La directive européenne avance des propositions concrètes pour faciliter le parcours des victimes : bénéficier d’une évaluation personnalisée, de mesures de protection des victimes (ordonnances de protection et mesures d’éloignement imposant notamment à l’auteur des violences de quitter le domicile conjugal.) Chaque Etat membre devra prévoir un hébergement pour une famille victime par 10.000 habitants, une assistance juridique et sociale gratuite, une assistance téléphonique disponible 24h/24 et 7J/7 dans toutes les langues de l’UE ou encore l’aménagement du contrat de travail de la victime. Une formation spécifique est prévue pour les professionnels devant aider ces victimes comme les policiers, les juges ou les médecins…
Mais le 13 juillet, changement de ton de la part de la députée Européenne : « La France refuse d’inclure le viol dans la loi européenne luttant contre les violences faites aux femmes« écrivait-elle dans un communiqué. La position du Conseil de l’Europe a été beaucoup moins ambitieuse que celles de la Commission et du Parlement, puisqu’il a décidé d’exclure le viol du champ d’application de cette directive.

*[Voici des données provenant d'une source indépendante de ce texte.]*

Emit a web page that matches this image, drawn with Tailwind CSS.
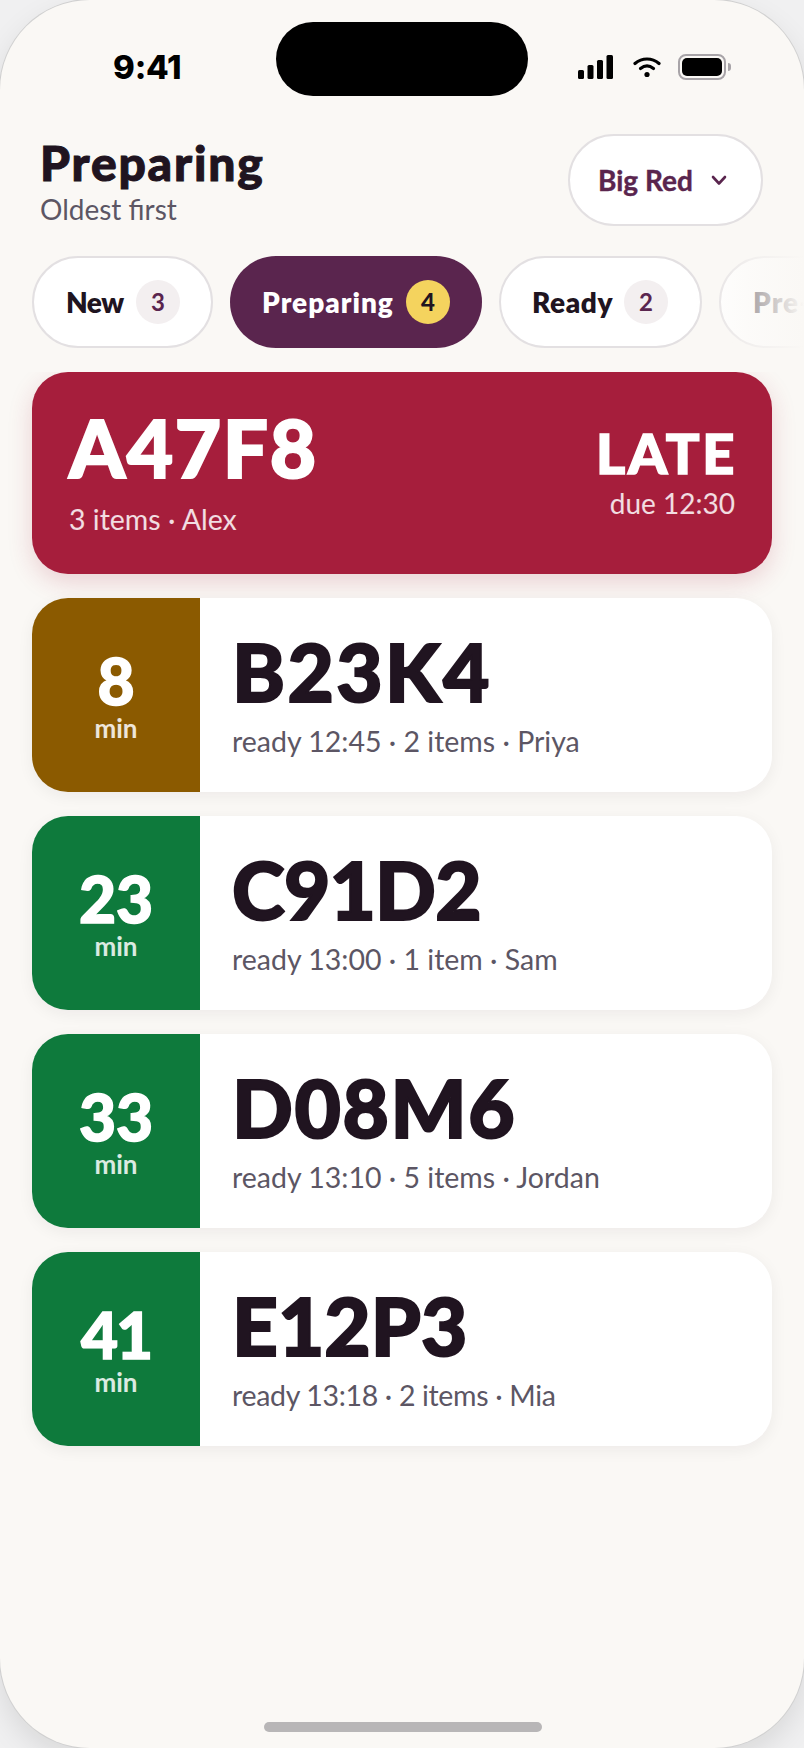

Elle rappelle quelques chiffres : « Dans l’Union européenne, 1 femme sur 20 a été victime de viol. Rien qu’en France, au moins 10 femmes sont victimes chaque heure d’un viol ou d’une tentative de viol. »

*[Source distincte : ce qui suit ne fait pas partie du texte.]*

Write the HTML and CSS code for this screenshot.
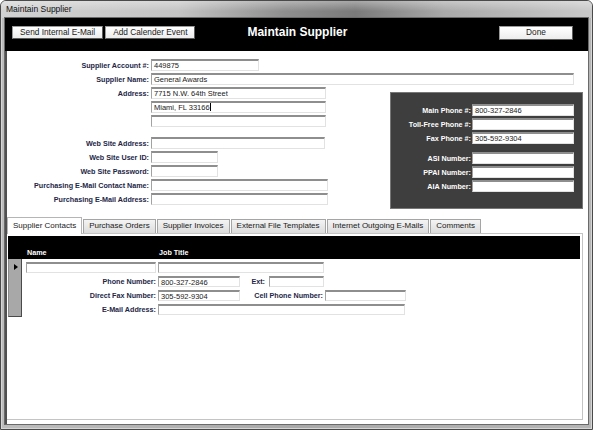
FILE: index.html
```html
<!DOCTYPE html>
<html>
<head>
<meta charset="utf-8">
<link rel="stylesheet" href="styles.css">
</head>
<body>
<div class="window">
  <div class="titlebar">Maintain Supplier</div>
  <div class="client">
    <div class="header">
      <div class="btn">Send Internal E-Mail</div>
      <div class="btn">Add Calender Event</div>
      <div class="title">Maintain Supplier</div>
      <div class="btn done">Done</div>
    </div>
    <div class="body">
      <div class="top">
        <div class="row"><span class="lbl">Supplier Account #:</span><span class="fld w-acct">449875</span></div>
        <div class="row"><span class="lbl">Supplier Name:</span><span class="fld w-name">General Awards</span></div>
        <div class="split">
          <div class="leftcol">
            <div class="row"><span class="lbl">Address:</span><span class="fld w-addr">7715 N.W. 64th Street</span></div>
            <div class="row"><span class="lbl"></span><span class="fld w-addr">Miami, FL 33166<span class="caret"></span></span></div>
            <div class="row"><span class="lbl"></span><span class="fld w-addr"></span></div>
            <div class="row gap"><span class="lbl">Web Site Address:</span><span class="fld w-web"></span></div>
            <div class="row"><span class="lbl">Web Site User ID:</span><span class="fld w-short"></span></div>
            <div class="row"><span class="lbl">Web Site Password:</span><span class="fld w-short"></span></div>
            <div class="row"><span class="lbl">Purchasing E-Mail Contact Name:</span><span class="fld w-purch"></span></div>
            <div class="row"><span class="lbl">Purchasing E-Mail Address:</span><span class="fld w-purch"></span></div>
          </div>
          <div class="panel">
            <div class="prow"><span class="plbl">Main Phone #:</span><span class="fld w-panel">800-327-2846</span></div>
            <div class="prow"><span class="plbl">Toll-Free Phone #:</span><span class="fld w-panel"></span></div>
            <div class="prow"><span class="plbl">Fax Phone #:</span><span class="fld w-panel">305-592-9304</span></div>
            <div class="prow pgap"><span class="plbl">ASI Number:</span><span class="fld w-panel"></span></div>
            <div class="prow"><span class="plbl">PPAI Number:</span><span class="fld w-panel"></span></div>
            <div class="prow"><span class="plbl">AIA Number:</span><span class="fld w-panel"></span></div>
          </div>
        </div>
      </div>
      <div class="tabs">
        <div class="tab active">Supplier Contacts</div>
        <div class="tab">Purchase Orders</div>
        <div class="tab">Supplier Invoices</div>
        <div class="tab">External File Templates</div>
        <div class="tab">Internet Outgoing E-Mails</div>
        <div class="tab">Comments</div>
      </div>
      <div class="page">
        <div class="colhead">
          <span class="ch-name">Name</span>
          <span class="ch-job">Job Title</span>
        </div>
        <div class="detail">
          <div class="selector"><span class="arrow"></span></div>
          <div class="dfields">
            <div class="drow"><span class="fld w-cname"></span><span class="fld w-job"></span></div>
            <div class="drow"><span class="dlbl">Phone Number:</span><span class="fld w-phone">800-327-2846</span><span class="dlbl l-ext">Ext:</span><span class="fld w-ext"></span></div>
            <div class="drow"><span class="dlbl">Direct Fax Number:</span><span class="fld w-phone">305-592-9304</span><span class="dlbl l-cell">Cell Phone Number:</span><span class="fld w-cell"></span></div>
            <div class="drow"><span class="dlbl">E-Mail Address:</span><span class="fld w-email"></span></div>
          </div>
        </div>
      </div>
    </div>
  </div>
</div>
</body>
</html>
```
FILE: styles.css
```css
html, body {
  margin: 0;
  padding: 0;
  background: #ffffff;
}
body {
  font-family: "Liberation Sans", Arial, sans-serif;
}
.window {
  width: 593px;
  height: 430px;
  box-sizing: border-box;
  display: flex;
  flex-direction: column;
  border: 1px solid #4a4a4a;
  border-radius: 6px 6px 0 0;
  background: linear-gradient(to right, #bdbdbd, #a9a9a9 50%, #b5b5b5);
  box-shadow: inset 0 0 0 1px #d6d6d6;
}
.titlebar {
  height: 17px;
  flex: none;
  padding-left: 5px;
  font-size: 8.5px;
  line-height: 17px;
  color: #111;
  border-radius: 5px 5px 0 0;
  background:
    linear-gradient(to bottom, rgba(255,255,255,0.35), rgba(255,255,255,0) 60%),
    linear-gradient(to right, #d2d2d2 0%, #c4c4c4 30%, #8e8e8e 48%, #7a7a7a 60%, #a9a9a9 75%, #c9c9c9 100%);
}
.client {
  flex: 1;
  margin: 0 4px 5px;
  display: flex;
  flex-direction: column;
  background: #fff;
  box-shadow: 0 0 0 1px #6a6a6a;
}
.header {
  height: 33px;
  flex: none;
  background: #000;
  display: flex;
  align-items: flex-start;
  padding: 8px 15px 0 7px;
  box-sizing: border-box;
}
.btn {
  height: 13px;
  box-sizing: border-box;
  padding: 0 7px;
  font-size: 8.3px;
  line-height: 11px;
  color: #1a1a1a;
  background: linear-gradient(#ffffff, #ececec);
  border: 1px solid #9a9a9a;
  border-right-color: #5c5c5c;
  border-bottom-color: #5c5c5c;
  margin-right: 2px;
  white-space: nowrap;
}
.title {
  margin-left: 50px;
  color: #fff;
  font-weight: bold;
  font-size: 12px;
  line-height: 13px;
  margin-top: 0;
}
.btn.done {
  margin-left: auto;
  margin-right: 0;
  width: 74px;
  height: 14px;
  text-align: center;
}
.body {
  flex: 1;
  display: flex;
  flex-direction: column;
  border-left: 2px solid #505050;
}
.top {
  padding-top: 8px;
}
.row {
  display: flex;
  align-items: center;
  height: 12px;
  margin-bottom: 2px;
}
.row.gap {
  margin-top: 10px;
}
.lbl {
  width: 142px;
  margin-right: 2px;
  text-align: right;
  font-size: 7.2px;
  font-weight: bold;
  color: #1d2747;
  white-space: nowrap;
}
.fld {
  display: block;
  height: 12px;
  box-sizing: border-box;
  background: #fff;
  border-top: 2px solid #8e8e8e;
  border-left: 1px solid #a2a2a2;
  border-right: 1px solid #e2e2e2;
  border-bottom: 1px solid #e2e2e2;
  padding-left: 2px;
  font-size: 7.5px;
  line-height: 9px;
  color: #1a1a1a;
  white-space: nowrap;
  overflow: hidden;
}
.caret {
  display: inline-block;
  width: 1px;
  height: 8px;
  background: #000;
  vertical-align: -1px;
}
.w-acct { width: 108px; }
.w-name { width: 423px; }
.w-addr { width: 175px; }
.w-web { width: 174px; }
.w-short { width: 67px; }
.w-purch { width: 177px; }
.split {
  display: flex;
  align-items: flex-start;
}
.leftcol {
  width: 323px;
}
.panel {
  margin-left: 60px;
  margin-top: 5px;
  width: 193px;
  height: 117px;
  box-sizing: border-box;
  padding-top: 11px;
  background: #3e3e3e;
  border: 1px solid #777;
}
.prow {
  display: flex;
  align-items: center;
  height: 12px;
  margin-bottom: 2px;
}
.prow.pgap {
  margin-top: 8px;
}
.plbl {
  width: 80px;
  margin-right: 1px;
  text-align: right;
  font-size: 7.2px;
  font-weight: bold;
  color: #fff;
  white-space: nowrap;
}
.w-panel { width: 102px; }
.tabs {
  display: flex;
  align-items: flex-end;
  height: 16px;
  margin-top: 8px;
  position: relative;
  z-index: 1;
}
.tab {
  height: 14px;
  box-sizing: border-box;
  padding: 0 5px;
  font-size: 8px;
  line-height: 12px;
  color: #1a1a1a;
  white-space: nowrap;
  background: linear-gradient(#f4f4f4, #dcdcdc);
  border: 1px solid #a5a5a5;
  border-bottom: none;
  margin-right: 1px;
}
.tab.active {
  height: 17px;
  margin-bottom: -1px;
  background: #fff;
  line-height: 15px;
  border-color: #b5b5b5;
}
.page {
  flex: 1;
  margin: 0 5px 4px 0;
  border: 1px solid #c4c4c4;
  border-left: none;
  padding: 2px 2px 0 1px;
}
.colhead {
  height: 23px;
  box-sizing: border-box;
  background: #000;
  display: flex;
  align-items: flex-end;
  padding: 0 0 2px 19px;
  font-size: 7.2px;
  font-weight: bold;
  color: #fff;
  line-height: 9px;
}
.ch-name { width: 132px; }
.detail {
  display: flex;
  align-items: flex-start;
}
.selector {
  width: 14px;
  height: 58px;
  box-sizing: border-box;
  background: #a8a8a8;
  border-left: 1px solid #8a8a8a;
  border-right: 1px solid #4a4a4a;
  border-bottom: 1px solid #4a4a4a;
  padding: 5px 0 0 5px;
}
.arrow {
  display: block;
  width: 0;
  height: 0;
  border-top: 3px solid transparent;
  border-bottom: 3px solid transparent;
  border-left: 4px solid #000;
}
.dfields {
  padding: 3px 0 0 4px;
}
.drow {
  display: flex;
  align-items: center;
  height: 11px;
  margin-bottom: 3px;
}
.drow .fld { height: 11px; }
.dlbl {
  width: 130px;
  margin-right: 2px;
  text-align: right;
  font-size: 7.2px;
  font-weight: bold;
  color: #1d2747;
  white-space: nowrap;
}
.w-cname { width: 130px; margin-right: 2px; }
.w-job { width: 166px; }
.w-phone { width: 82px; }
.dlbl.l-ext { width: 25px; margin-right: 4px; }
.w-ext { width: 55px; }
.dlbl.l-cell { width: 83px; margin-right: 2px; }
.w-cell { width: 81px; }
.w-email { width: 247px; }
```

« Alors que la Commission européenne avait proposé de donner une définition européenne du viol afin que ce qui est considéré comme un viol dans un État membre de l’UE le soit également dans les autres, la France fait partie des États membres qui ont décidé du retrait de cette partie du texte contrairement à la Belgique, l’Italie, la Grèce et le Luxembourg. Les autorités françaises avancent un « défaut de base juridique ». Selon elles, le viol ne serait pas une « exploitation sexuelle des femmes et des enfants », telle que mentionné dans l’article 83 du Traité sur le fonctionnement de l’UE (TFUE). En conséquence, l’Union européenne ne pourrait ni donner une définition commune du viol, ni créer un socle de sanctions harmonisées. »
Elle rappelle aussi que ces termes sont retenus dans la Convention d’Istanbul ratifiée par la France et ce refus constitue un revirement incompréhensible. Elle parle aussi de la « grande cause des quinquennats » du président de la République et déplore « au niveau européen, nous sommes loin de la promesse de progrès affichée lors de son discours devant les eurodéputés au lancement de la présidence française de l’UE ».

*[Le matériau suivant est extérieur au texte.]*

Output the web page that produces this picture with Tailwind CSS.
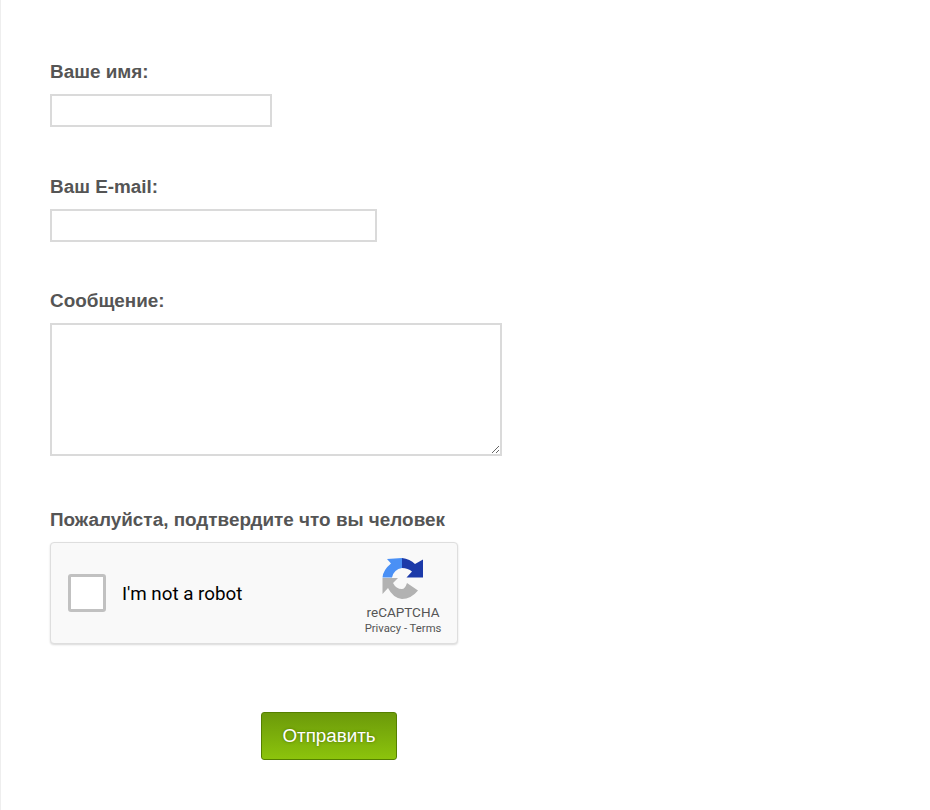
<!DOCTYPE html>
<html lang="ru">
<head>
  <meta charset="UTF-8">
  <title>Форма</title>
  <script src="https://cdn.jsdelivr.net/npm/@tailwindcss/browser@4"></script>
</head>
<body class="bg-white h-[810px] overflow-hidden font-['Liberation_Sans',sans-serif]">
  <form class="h-full border-l border-[#eeeeee] pl-[49px] pt-[60px] flex flex-col items-start">
    <label class="block h-[34px] leading-[24px] text-[18.9px] font-bold text-[#555555]">Ваше имя:</label>
    <input type="text" class="block w-[222px] h-[33px] bg-white border-2 border-[#dadada] outline-none">

    <label class="block mt-[48px] h-[34px] leading-[24px] text-[18.9px] font-bold text-[#555555]">Ваш E-mail:</label>
    <input type="text" class="block w-[327px] h-[33px] bg-white border-2 border-[#dadada] outline-none">

    <label class="block mt-[47px] h-[34px] leading-[24px] text-[18.9px] font-bold text-[#555555]">Сообщение:</label>
    <textarea class="block w-[452px] h-[133px] bg-white border-2 border-[#dadada] outline-none"></textarea>

    <label class="block mt-[52px] h-[34px] leading-[24px] text-[18.9px] font-bold text-[#555555]">Пожалуйста, подтвердите что вы человек</label>

    <!-- recaptcha -->
    <div class="w-[408px] h-[102px] flex items-center bg-[#f9f9f9] border border-[#dedede] rounded-[4px] shadow-[0_1px_2px_rgba(0,0,0,0.15)]">
      <div class="ml-[17px] w-[38px] h-[38px] bg-white border-[3px] border-[#c1c1c1] rounded-[3px]"></div>
      <span class="ml-[16px] mt-[2px] text-[18.8px] text-black font-['Roboto',sans-serif]">I'm not a robot</span>
      <div class="ml-auto mr-[16px] mt-[6px] w-[76px] flex flex-col items-center font-['Roboto',sans-serif]">
        <svg class="w-[42px] h-[42px] mb-[5px]" viewBox="0 0 42 42">
          <path fill="#4a90f5" d="M5 1 L20 0 V10 Q12 11 10 19.5 H0.5 Q1 12 9 5.5 Z"/>
          <path fill="#1c3aa9" d="M20 0 Q28 1 33 6 L41 1.5 V19.5 H24.5 L30 13.5 Q26 10 20 10 Z"/>
          <path fill="#b2b2b2" d="M0.5 20 H16 L11 25 Q14 31 20 31 Q23 31 25 25 L36 32.5 Q29 41 20 41 Q11 40 6 30 L0.5 36 Z"/>
        </svg>
        <span class="text-[13.5px] leading-[15px] text-[#555555] whitespace-nowrap">reCAPTCHA</span>
        <span class="mt-[2px] text-[11.3px] leading-[13px] text-[#555555] whitespace-nowrap">Privacy - Terms</span>
      </div>
    </div>

    <button type="button" class="mt-[68px] ml-[211px] w-[136px] h-[48px] text-[18.8px] text-white rounded-[3px] border border-[#558000] bg-gradient-to-b from-[#6c9a0a] to-[#8cc40c] [text-shadow:0_0_3px_#4c7000]">Отправить</button>
  </form>
</body>
</html>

« Quel signal le gouvernement français envoie-t-il ici en excluant le viol d’un texte visant à lutter contre les violences faites aux femmes ?» demande-t-elle.
Plusieurs associations ont réagi. L’International Planned Parenthood Federation (IPPF) « regrette profondément que l’approche générale du Conseil révèle une décision des États membres de supprimer du projet de loi l’obligation pour tous les pays de l’UE de criminaliser le viol en utilisant une définition forte et harmonisée basée sur l’absence de consentement de la victime* ».
La Fédération Nationale Solidarité Femmes regrette que « cette directive apporte peu d’avancées et au contraire ! … un texte sans ambition, régressif puisque le viol n’y est plus mentionné, les questions d’autorité parentale si violences conjugales et les services spécialisées à la marge. Déception. L’UE peut mieux faire! »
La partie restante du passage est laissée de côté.